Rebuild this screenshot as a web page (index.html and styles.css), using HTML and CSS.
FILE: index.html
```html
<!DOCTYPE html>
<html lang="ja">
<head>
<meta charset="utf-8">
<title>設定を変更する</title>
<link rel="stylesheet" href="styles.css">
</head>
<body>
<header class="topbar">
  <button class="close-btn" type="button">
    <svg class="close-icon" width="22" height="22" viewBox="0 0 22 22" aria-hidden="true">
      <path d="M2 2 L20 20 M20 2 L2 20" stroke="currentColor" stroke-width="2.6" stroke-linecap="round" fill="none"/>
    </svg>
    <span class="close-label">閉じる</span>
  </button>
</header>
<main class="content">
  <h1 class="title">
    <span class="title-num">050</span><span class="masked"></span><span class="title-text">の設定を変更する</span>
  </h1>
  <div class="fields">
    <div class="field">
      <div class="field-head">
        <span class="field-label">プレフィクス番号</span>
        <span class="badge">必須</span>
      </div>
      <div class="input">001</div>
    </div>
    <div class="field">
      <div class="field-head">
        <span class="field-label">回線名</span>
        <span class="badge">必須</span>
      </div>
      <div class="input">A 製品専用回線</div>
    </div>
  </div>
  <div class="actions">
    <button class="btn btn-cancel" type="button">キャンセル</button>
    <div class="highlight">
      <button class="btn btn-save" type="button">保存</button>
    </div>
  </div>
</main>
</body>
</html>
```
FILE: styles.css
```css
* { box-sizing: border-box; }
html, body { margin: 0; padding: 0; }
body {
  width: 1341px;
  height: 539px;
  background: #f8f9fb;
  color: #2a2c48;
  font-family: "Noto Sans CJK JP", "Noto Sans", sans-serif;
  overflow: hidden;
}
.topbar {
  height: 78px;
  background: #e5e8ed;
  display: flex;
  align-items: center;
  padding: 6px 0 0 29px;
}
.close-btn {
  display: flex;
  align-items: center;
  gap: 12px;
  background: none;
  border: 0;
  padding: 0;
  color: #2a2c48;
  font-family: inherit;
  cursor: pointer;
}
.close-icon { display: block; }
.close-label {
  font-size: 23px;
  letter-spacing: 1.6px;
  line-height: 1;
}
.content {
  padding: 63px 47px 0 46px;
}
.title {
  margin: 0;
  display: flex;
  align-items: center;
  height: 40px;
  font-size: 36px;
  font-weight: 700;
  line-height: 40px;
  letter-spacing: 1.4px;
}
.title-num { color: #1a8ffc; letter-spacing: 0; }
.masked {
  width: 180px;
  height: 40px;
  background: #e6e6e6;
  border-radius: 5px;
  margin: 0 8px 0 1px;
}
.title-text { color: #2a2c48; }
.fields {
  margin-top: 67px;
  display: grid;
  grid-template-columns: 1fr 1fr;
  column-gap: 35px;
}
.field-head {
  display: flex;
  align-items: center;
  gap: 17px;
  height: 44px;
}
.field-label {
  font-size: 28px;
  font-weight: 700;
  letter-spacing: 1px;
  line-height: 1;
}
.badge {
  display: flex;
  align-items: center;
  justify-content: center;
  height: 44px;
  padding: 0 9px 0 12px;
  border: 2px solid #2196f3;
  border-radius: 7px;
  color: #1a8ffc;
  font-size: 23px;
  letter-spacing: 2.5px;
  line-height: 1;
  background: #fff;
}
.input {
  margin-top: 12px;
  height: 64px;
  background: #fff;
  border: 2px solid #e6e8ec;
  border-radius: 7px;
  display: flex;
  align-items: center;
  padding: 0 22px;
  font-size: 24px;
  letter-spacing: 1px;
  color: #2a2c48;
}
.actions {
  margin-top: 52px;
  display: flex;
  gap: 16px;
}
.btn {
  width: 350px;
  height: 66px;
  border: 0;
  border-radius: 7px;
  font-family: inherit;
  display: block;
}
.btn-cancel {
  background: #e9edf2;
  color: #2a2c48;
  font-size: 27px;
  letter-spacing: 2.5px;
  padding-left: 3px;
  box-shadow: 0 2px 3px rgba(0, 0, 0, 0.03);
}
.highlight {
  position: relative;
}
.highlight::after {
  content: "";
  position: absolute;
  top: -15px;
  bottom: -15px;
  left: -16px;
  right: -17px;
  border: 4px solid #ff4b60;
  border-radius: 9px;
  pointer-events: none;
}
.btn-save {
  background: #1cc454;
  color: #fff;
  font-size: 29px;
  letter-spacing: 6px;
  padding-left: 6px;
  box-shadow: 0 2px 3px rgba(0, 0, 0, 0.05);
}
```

**Task brief**
Transcribe the full listing above without leaving anything out.

**Expected answer**
Rebuild this screenshot as a web page (index.html and styles.css), using HTML and CSS.
FILE: index.html
```html
<!DOCTYPE html>
<html lang="ja">
<head>
<meta charset="utf-8">
<title>設定を変更する</title>
<link rel="stylesheet" href="styles.css">
</head>
<body>
<header class="topbar">
  <button class="close-btn" type="button">
    <svg class="close-icon" width="22" height="22" viewBox="0 0 22 22" aria-hidden="true">
      <path d="M2 2 L20 20 M20 2 L2 20" stroke="currentColor" stroke-width="2.6" stroke-linecap="round" fill="none"/>
    </svg>
    <span class="close-label">閉じる</span>
  </button>
</header>
<main class="content">
  <h1 class="title">
    <span class="title-num">050</span><span class="masked"></span><span class="title-text">の設定を変更する</span>
  </h1>
  <div class="fields">
    <div class="field">
      <div class="field-head">
        <span class="field-label">プレフィクス番号</span>
        <span class="badge">必須</span>
      </div>
      <div class="input">001</div>
    </div>
    <div class="field">
      <div class="field-head">
        <span class="field-label">回線名</span>
        <span class="badge">必須</span>
      </div>
      <div class="input">A 製品専用回線</div>
    </div>
  </div>
  <div class="actions">
    <button class="btn btn-cancel" type="button">キャンセル</button>
    <div class="highlight">
      <button class="btn btn-save" type="button">保存</button>
    </div>
  </div>
</main>
</body>
</html>
```
FILE: styles.css
```css
* { box-sizing: border-box; }
html, body { margin: 0; padding: 0; }
body {
  width: 1341px;
  height: 539px;
  background: #f8f9fb;
  color: #2a2c48;
  font-family: "Noto Sans CJK JP", "Noto Sans", sans-serif;
  overflow: hidden;
}
.topbar {
  height: 78px;
  background: #e5e8ed;
  display: flex;
  align-items: center;
  padding: 6px 0 0 29px;
}
.close-btn {
  display: flex;
  align-items: center;
  gap: 12px;
  background: none;
  border: 0;
  padding: 0;
  color: #2a2c48;
  font-family: inherit;
  cursor: pointer;
}
.close-icon { display: block; }
.close-label {
  font-size: 23px;
  letter-spacing: 1.6px;
  line-height: 1;
}
.content {
  padding: 63px 47px 0 46px;
}
.title {
  margin: 0;
  display: flex;
  align-items: center;
  height: 40px;
  font-size: 36px;
  font-weight: 700;
  line-height: 40px;
  letter-spacing: 1.4px;
}
.title-num { color: #1a8ffc; letter-spacing: 0; }
.masked {
  width: 180px;
  height: 40px;
  background: #e6e6e6;
  border-radius: 5px;
  margin: 0 8px 0 1px;
}
.title-text { color: #2a2c48; }
.fields {
  margin-top: 67px;
  display: grid;
  grid-template-columns: 1fr 1fr;
  column-gap: 35px;
}
.field-head {
  display: flex;
  align-items: center;
  gap: 17px;
  height: 44px;
}
.field-label {
  font-size: 28px;
  font-weight: 700;
  letter-spacing: 1px;
  line-height: 1;
}
.badge {
  display: flex;
  align-items: center;
  justify-content: center;
  height: 44px;
  padding: 0 9px 0 12px;
  border: 2px solid #2196f3;
  border-radius: 7px;
  color: #1a8ffc;
  font-size: 23px;
  letter-spacing: 2.5px;
  line-height: 1;
  background: #fff;
}
.input {
  margin-top: 12px;
  height: 64px;
  background: #fff;
  border: 2px solid #e6e8ec;
  border-radius: 7px;
  display: flex;
  align-items: center;
  padding: 0 22px;
  font-size: 24px;
  letter-spacing: 1px;
  color: #2a2c48;
}
.actions {
  margin-top: 52px;
  display: flex;
  gap: 16px;
}
.btn {
  width: 350px;
  height: 66px;
  border: 0;
  border-radius: 7px;
  font-family: inherit;
  display: block;
}
.btn-cancel {
  background: #e9edf2;
  color: #2a2c48;
  font-size: 27px;
  letter-spacing: 2.5px;
  padding-left: 3px;
  box-shadow: 0 2px 3px rgba(0, 0, 0, 0.03);
}
.highlight {
  position: relative;
}
.highlight::after {
  content: "";
  position: absolute;
  top: -15px;
  bottom: -15px;
  left: -16px;
  right: -17px;
  border: 4px solid #ff4b60;
  border-radius: 9px;
  pointer-events: none;
}
.btn-save {
  background: #1cc454;
  color: #fff;
  font-size: 29px;
  letter-spacing: 6px;
  padding-left: 6px;
  box-shadow: 0 2px 3px rgba(0, 0, 0, 0.05);
}
```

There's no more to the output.